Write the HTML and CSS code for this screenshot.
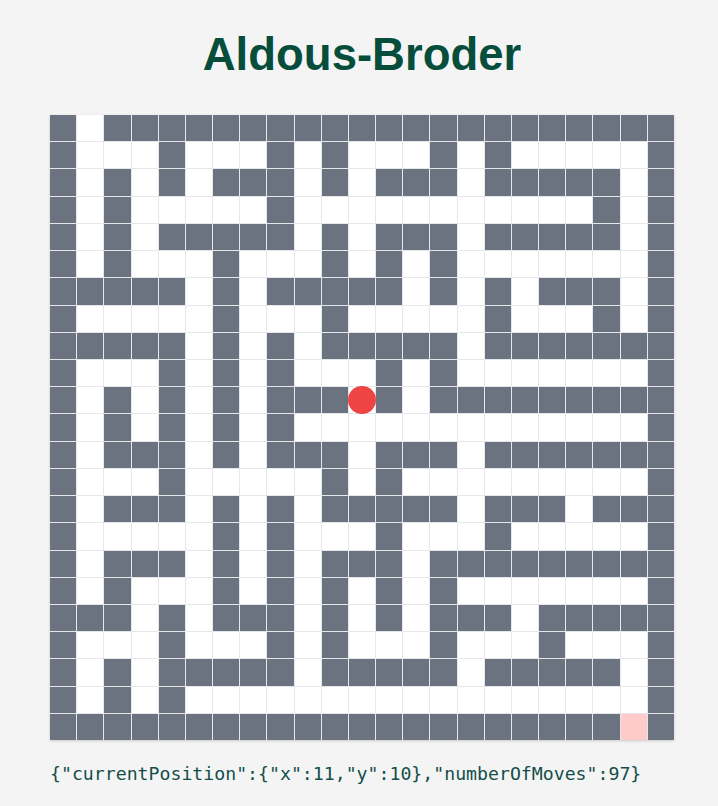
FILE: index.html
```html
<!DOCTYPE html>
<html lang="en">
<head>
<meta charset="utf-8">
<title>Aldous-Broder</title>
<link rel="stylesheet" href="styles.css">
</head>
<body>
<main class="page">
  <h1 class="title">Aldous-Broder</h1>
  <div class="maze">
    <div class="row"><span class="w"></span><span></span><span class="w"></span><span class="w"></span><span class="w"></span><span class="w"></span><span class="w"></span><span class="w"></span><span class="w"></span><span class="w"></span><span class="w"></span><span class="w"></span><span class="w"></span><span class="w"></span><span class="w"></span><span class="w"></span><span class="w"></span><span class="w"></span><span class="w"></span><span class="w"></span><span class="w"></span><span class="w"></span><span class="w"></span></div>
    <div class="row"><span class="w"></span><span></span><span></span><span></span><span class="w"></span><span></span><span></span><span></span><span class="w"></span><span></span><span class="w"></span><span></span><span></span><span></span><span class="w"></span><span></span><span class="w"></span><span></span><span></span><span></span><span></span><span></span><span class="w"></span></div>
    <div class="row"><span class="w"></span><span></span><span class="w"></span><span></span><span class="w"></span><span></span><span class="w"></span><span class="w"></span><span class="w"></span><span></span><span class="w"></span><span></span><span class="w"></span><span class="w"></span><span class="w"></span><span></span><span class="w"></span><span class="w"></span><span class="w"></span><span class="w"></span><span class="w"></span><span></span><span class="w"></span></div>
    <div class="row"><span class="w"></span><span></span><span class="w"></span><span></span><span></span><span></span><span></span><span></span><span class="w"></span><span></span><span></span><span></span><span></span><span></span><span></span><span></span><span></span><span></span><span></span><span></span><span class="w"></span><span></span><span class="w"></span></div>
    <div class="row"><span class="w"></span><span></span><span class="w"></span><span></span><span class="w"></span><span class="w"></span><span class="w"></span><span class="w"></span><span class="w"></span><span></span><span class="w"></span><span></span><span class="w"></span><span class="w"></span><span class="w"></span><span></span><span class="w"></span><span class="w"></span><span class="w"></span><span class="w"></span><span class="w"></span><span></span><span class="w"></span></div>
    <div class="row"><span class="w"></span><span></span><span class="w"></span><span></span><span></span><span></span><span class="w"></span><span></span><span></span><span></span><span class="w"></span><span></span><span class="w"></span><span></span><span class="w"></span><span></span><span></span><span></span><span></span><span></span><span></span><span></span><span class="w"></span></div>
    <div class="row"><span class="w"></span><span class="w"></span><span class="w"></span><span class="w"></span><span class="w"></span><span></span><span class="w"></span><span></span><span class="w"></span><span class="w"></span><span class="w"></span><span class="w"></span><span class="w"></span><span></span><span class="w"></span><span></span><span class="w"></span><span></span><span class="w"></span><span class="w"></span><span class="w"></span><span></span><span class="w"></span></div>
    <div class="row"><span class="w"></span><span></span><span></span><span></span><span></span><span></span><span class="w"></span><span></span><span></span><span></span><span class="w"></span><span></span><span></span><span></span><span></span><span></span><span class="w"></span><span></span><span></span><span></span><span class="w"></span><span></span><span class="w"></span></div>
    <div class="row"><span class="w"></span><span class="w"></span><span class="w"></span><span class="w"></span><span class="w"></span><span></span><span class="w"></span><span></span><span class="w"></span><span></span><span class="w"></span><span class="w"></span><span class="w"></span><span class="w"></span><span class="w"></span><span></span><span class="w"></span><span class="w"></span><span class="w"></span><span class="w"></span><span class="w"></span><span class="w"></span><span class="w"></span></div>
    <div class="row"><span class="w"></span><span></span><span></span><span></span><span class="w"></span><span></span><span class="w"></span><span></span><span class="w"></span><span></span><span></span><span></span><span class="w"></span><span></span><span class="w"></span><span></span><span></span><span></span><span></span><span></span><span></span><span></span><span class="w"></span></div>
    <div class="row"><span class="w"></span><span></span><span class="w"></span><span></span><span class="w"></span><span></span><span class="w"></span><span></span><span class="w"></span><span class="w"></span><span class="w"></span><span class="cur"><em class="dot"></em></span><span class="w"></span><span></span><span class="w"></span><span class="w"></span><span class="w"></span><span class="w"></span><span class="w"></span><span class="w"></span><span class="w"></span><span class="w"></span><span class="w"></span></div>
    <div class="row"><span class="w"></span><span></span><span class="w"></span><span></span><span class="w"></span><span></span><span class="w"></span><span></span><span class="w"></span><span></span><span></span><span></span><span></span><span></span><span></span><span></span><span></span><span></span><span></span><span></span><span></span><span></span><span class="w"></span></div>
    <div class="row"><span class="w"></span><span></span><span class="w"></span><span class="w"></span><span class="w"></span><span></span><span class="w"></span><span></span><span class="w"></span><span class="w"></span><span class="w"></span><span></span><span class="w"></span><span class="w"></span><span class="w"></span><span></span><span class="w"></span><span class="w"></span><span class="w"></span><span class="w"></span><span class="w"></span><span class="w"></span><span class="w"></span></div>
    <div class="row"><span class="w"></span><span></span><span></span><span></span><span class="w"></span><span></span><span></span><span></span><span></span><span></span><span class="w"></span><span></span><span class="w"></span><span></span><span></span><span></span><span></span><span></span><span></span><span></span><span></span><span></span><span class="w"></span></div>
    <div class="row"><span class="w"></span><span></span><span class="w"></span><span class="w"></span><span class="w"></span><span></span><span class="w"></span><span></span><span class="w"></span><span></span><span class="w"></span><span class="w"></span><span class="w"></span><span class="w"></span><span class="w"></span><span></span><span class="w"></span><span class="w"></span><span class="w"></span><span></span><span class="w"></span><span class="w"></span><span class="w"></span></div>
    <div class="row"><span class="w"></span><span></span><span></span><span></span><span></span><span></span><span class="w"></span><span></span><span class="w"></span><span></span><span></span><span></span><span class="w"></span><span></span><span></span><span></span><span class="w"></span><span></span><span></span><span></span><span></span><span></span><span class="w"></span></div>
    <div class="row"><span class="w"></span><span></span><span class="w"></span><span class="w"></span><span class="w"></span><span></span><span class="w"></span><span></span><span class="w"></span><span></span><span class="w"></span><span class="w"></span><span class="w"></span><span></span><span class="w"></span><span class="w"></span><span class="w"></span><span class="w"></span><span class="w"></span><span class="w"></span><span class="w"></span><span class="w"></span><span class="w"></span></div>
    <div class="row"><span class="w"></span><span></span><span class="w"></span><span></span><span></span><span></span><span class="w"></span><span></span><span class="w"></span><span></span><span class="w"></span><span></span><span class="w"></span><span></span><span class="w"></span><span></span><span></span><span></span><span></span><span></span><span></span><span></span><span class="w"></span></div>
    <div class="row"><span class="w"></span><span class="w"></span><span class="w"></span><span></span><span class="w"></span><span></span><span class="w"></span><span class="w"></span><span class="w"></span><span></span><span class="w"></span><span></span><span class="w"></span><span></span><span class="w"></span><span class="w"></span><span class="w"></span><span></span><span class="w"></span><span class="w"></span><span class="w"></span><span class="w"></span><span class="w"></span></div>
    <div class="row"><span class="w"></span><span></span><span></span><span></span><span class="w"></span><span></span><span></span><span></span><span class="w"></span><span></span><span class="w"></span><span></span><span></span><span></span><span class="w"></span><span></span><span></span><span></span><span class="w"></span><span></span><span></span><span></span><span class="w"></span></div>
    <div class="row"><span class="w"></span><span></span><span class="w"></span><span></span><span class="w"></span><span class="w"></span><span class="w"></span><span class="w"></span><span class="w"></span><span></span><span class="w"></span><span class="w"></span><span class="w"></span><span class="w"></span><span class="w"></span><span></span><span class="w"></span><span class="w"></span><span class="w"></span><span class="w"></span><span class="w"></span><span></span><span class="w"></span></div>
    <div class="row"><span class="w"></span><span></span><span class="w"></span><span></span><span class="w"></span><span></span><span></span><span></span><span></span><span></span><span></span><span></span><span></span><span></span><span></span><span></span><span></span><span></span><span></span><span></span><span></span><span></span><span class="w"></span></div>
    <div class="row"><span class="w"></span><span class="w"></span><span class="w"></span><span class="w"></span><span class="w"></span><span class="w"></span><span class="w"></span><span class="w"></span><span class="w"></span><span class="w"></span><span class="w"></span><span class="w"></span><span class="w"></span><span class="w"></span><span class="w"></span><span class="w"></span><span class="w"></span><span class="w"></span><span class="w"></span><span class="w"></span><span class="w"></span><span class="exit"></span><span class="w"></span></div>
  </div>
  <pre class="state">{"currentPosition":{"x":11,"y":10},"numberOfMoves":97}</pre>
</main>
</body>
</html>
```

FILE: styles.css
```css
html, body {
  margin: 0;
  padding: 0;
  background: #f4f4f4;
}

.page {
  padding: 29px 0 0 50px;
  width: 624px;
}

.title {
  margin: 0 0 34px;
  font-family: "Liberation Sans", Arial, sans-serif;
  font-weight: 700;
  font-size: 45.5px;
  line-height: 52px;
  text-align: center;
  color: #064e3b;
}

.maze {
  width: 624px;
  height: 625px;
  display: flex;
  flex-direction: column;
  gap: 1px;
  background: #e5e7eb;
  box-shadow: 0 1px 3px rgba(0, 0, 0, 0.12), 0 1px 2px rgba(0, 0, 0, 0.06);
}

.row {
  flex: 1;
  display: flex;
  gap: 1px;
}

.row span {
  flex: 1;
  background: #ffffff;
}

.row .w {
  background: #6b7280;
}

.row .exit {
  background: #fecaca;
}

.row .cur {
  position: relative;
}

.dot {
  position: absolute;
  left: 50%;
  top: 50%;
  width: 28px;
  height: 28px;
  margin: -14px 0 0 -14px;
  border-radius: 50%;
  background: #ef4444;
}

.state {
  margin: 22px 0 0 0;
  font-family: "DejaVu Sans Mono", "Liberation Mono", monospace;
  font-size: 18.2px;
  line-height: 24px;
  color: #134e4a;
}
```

...

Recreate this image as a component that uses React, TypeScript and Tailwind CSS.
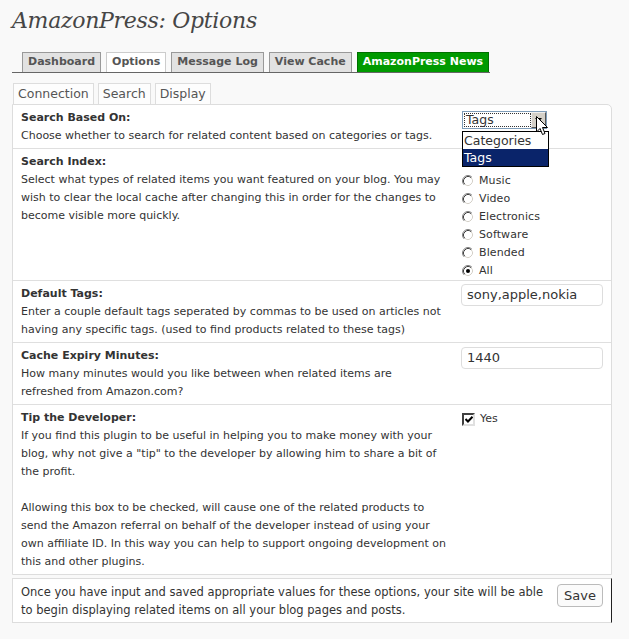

* * *

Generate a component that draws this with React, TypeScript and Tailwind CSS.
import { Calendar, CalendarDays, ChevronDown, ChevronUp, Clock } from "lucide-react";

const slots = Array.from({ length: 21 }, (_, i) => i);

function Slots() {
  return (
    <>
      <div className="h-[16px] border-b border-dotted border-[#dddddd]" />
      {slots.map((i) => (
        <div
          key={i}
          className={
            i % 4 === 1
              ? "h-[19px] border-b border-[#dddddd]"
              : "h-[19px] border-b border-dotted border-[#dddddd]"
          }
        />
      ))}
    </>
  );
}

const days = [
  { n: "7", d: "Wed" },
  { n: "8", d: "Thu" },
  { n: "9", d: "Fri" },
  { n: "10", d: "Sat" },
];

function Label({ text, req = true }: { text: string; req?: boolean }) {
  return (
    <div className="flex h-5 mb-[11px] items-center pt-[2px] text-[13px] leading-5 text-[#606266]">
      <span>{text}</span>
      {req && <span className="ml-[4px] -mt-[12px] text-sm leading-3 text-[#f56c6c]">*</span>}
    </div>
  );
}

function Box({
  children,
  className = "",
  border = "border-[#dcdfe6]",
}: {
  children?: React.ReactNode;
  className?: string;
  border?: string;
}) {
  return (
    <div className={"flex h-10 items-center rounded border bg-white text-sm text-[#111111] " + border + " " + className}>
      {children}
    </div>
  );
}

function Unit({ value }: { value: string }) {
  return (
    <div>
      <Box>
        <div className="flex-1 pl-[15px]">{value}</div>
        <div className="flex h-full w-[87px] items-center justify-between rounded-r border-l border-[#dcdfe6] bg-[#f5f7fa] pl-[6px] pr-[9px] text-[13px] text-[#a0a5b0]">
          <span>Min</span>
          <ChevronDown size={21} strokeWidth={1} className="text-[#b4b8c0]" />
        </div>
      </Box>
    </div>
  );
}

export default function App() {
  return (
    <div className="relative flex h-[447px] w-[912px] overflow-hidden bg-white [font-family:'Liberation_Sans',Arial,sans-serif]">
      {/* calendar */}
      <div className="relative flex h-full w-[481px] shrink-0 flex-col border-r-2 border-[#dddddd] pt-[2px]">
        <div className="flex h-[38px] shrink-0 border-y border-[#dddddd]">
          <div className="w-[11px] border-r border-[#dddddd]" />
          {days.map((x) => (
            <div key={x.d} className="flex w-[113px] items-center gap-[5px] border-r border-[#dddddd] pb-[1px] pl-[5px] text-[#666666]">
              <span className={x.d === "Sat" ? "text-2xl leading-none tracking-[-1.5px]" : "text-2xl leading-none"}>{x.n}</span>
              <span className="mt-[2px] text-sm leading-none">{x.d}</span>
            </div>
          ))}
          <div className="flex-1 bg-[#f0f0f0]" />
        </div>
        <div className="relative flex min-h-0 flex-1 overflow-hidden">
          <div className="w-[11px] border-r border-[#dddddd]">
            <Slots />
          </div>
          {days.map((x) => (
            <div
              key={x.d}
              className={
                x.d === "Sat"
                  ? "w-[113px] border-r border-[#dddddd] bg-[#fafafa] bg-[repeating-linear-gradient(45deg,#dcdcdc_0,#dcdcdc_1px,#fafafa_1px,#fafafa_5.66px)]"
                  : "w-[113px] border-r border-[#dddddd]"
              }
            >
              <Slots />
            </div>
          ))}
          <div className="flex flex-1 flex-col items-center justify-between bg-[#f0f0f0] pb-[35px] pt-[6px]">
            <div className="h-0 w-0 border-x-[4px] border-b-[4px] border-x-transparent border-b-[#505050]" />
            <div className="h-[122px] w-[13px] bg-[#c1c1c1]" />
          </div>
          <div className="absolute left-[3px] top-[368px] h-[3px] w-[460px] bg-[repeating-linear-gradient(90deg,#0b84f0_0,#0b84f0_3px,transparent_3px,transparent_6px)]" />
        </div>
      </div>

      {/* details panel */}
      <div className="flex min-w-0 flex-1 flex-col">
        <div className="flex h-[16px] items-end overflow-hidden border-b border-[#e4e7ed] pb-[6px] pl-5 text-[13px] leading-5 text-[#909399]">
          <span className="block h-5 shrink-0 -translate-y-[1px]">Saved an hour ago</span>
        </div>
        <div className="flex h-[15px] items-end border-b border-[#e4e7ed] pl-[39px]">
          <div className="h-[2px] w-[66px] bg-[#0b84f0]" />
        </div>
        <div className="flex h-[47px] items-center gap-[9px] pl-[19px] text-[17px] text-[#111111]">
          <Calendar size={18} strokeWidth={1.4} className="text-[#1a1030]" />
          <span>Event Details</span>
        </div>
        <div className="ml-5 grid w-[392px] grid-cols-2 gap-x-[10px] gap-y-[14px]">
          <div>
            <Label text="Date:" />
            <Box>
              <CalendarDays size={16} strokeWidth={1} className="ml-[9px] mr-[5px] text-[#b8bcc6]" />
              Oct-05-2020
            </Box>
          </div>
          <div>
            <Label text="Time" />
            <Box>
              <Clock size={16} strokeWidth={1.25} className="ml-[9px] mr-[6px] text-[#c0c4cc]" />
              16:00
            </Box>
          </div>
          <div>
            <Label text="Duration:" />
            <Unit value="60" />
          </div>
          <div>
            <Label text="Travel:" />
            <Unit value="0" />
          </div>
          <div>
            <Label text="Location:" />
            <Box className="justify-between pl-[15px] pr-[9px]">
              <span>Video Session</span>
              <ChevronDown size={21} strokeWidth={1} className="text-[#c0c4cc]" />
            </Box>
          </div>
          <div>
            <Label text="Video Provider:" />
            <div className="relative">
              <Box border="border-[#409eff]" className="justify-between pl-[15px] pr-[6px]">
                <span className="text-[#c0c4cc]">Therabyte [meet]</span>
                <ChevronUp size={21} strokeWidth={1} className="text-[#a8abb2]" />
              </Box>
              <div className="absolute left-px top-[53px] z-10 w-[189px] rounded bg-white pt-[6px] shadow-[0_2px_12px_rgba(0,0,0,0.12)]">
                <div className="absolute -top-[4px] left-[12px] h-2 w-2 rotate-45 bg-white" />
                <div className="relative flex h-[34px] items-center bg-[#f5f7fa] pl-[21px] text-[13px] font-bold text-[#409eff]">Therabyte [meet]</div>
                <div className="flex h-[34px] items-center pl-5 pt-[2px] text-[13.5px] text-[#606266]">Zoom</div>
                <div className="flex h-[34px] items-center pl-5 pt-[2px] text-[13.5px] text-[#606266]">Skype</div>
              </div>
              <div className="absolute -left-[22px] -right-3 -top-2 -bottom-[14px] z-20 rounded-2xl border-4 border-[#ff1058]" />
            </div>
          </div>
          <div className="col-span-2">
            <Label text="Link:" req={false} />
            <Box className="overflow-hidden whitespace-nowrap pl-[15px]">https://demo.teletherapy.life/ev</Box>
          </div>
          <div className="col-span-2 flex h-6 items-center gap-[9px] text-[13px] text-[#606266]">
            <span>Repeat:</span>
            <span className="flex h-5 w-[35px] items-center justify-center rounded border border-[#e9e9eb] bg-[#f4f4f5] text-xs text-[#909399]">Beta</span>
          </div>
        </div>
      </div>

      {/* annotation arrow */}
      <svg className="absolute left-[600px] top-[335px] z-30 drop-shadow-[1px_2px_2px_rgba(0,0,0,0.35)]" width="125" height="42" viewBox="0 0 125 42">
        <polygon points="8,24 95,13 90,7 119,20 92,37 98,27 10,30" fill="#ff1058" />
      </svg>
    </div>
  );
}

INSTRUCTIONS FOR THE TASK — Lines of the listing that contain the word "this" are to be counted; report only their number.

CORRECT RESPONSE — 3